--- BEGIN ---
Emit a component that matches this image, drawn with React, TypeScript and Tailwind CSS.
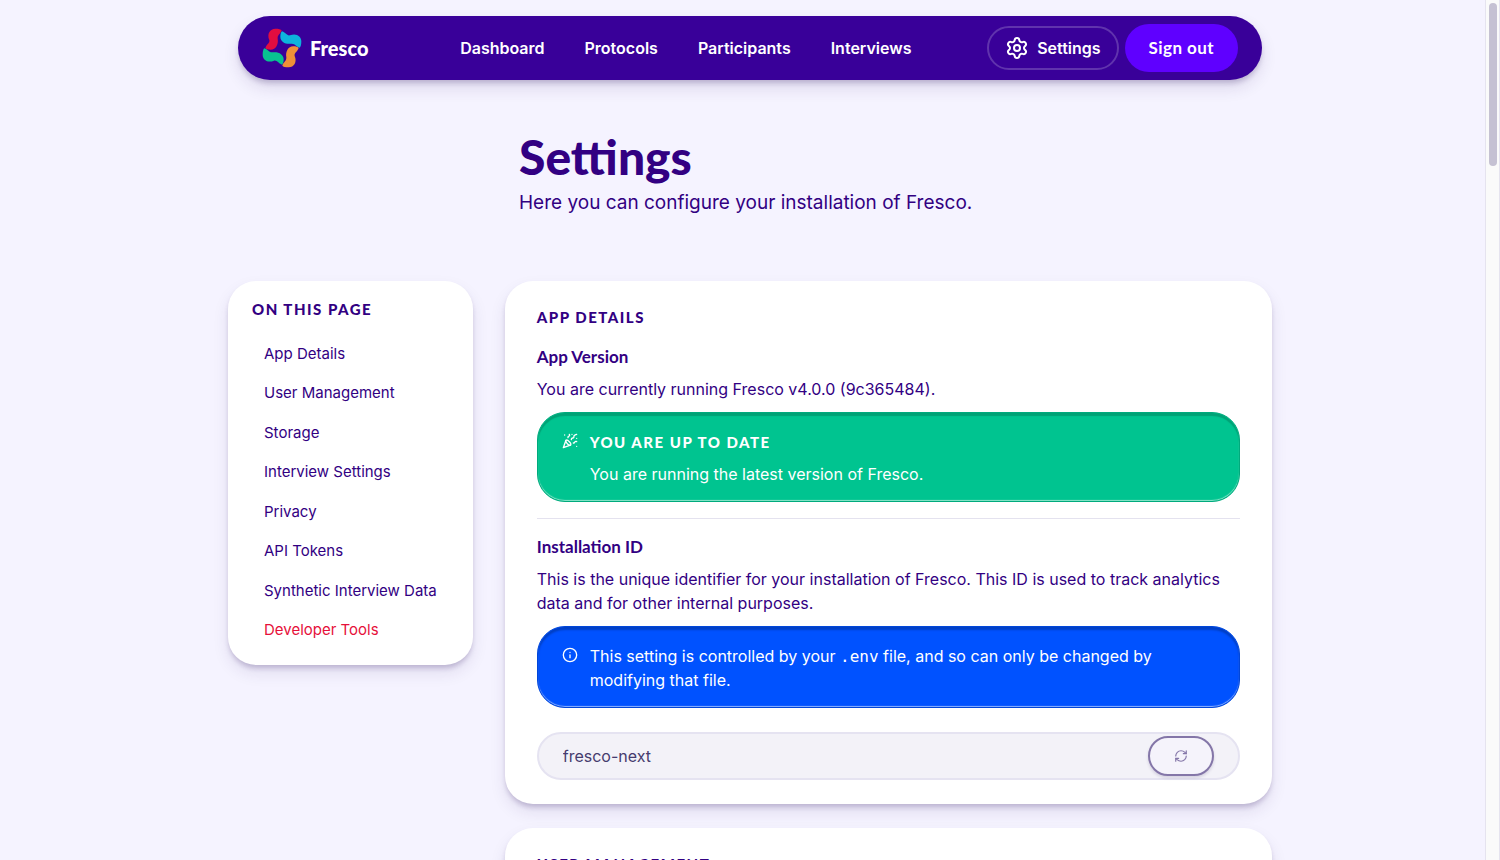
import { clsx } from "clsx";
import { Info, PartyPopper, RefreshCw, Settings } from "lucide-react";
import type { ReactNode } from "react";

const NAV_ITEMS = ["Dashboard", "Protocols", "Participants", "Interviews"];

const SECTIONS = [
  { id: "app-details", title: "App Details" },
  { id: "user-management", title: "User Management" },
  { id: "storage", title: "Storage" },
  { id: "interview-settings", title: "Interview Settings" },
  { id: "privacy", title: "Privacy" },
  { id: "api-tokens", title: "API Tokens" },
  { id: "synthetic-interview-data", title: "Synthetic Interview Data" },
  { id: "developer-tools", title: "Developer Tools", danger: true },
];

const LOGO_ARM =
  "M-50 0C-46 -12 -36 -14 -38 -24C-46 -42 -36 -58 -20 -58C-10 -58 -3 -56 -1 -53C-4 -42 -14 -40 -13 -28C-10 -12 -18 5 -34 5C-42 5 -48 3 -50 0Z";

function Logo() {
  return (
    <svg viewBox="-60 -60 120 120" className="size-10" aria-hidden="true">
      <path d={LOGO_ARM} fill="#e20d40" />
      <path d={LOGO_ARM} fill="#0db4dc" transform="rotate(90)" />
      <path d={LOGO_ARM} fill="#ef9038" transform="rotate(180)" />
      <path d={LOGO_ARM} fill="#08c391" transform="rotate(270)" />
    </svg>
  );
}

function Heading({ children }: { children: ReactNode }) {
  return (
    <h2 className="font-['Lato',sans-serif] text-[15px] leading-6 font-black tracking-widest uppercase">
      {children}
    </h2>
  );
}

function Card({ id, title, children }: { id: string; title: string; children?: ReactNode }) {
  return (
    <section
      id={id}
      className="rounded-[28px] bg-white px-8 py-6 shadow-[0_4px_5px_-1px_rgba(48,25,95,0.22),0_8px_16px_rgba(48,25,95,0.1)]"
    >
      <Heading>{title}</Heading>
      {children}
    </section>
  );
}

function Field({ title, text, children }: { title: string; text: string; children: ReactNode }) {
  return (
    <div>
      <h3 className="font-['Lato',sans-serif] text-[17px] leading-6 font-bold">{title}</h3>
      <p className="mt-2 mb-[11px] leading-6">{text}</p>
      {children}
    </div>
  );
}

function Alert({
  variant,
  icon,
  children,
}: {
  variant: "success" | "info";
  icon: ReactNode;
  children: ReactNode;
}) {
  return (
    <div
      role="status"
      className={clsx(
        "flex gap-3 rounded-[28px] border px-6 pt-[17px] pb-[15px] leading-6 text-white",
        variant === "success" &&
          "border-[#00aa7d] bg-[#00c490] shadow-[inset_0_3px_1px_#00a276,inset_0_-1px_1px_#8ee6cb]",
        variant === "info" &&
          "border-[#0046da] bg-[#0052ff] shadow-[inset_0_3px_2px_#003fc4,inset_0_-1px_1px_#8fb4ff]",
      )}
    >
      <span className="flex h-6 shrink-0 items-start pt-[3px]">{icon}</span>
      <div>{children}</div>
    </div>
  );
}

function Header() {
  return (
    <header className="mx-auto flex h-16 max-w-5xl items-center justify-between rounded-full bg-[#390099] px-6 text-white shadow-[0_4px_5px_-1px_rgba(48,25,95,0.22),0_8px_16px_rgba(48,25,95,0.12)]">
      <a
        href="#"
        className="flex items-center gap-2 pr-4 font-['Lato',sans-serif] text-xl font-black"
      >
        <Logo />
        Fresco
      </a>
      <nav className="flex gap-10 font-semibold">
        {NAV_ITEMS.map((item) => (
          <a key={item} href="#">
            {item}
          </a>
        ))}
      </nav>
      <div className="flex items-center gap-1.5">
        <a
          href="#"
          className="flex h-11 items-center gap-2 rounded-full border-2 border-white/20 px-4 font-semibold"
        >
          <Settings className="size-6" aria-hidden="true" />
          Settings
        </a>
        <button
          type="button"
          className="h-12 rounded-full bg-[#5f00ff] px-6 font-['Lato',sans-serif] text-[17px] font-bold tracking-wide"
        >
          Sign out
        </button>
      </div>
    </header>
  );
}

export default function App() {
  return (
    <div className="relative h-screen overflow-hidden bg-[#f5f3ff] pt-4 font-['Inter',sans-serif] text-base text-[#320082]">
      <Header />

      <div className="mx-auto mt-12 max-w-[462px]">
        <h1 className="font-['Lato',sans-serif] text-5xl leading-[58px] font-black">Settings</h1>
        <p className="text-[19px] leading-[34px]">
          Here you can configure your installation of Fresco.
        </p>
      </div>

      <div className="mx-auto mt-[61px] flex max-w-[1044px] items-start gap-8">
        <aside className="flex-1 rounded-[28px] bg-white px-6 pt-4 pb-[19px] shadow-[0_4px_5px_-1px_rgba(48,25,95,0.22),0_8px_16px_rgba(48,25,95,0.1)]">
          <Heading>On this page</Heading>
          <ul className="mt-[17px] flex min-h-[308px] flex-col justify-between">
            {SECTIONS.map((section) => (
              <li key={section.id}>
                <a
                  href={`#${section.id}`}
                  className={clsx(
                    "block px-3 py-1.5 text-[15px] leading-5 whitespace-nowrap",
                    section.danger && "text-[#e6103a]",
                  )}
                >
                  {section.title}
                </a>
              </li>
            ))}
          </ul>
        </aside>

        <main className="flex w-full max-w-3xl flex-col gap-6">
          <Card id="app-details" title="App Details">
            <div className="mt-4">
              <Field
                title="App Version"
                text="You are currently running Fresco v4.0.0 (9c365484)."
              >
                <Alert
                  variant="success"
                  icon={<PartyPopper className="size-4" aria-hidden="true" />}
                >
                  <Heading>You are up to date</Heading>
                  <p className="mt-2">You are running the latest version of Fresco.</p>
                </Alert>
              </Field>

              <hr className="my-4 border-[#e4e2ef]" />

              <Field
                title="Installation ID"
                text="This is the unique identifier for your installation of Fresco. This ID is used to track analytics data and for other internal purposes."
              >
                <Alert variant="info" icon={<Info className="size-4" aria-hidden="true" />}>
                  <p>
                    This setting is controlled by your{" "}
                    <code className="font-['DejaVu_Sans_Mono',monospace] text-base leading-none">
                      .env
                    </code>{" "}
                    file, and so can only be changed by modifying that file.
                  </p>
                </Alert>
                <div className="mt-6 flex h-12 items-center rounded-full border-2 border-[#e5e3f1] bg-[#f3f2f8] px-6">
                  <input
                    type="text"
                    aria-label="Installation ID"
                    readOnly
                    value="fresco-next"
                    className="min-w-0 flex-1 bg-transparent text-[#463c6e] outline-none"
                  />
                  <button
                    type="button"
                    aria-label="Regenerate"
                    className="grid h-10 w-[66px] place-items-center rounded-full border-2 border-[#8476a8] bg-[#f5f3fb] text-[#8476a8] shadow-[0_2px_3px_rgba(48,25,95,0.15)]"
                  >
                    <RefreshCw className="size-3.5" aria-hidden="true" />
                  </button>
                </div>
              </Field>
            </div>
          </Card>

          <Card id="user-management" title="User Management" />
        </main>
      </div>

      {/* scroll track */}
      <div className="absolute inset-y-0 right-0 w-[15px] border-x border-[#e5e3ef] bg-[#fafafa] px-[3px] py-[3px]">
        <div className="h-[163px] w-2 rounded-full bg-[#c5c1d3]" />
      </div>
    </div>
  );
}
--- END ---
EXERCISE GOAL: Select all lines in the listing above where the word "that" appears, and show them.

EXERCISE OUTPUT:
Emit a component that matches this image, drawn with React, TypeScript and Tailwind CSS.
                    file, and so can only be changed by modifying that file.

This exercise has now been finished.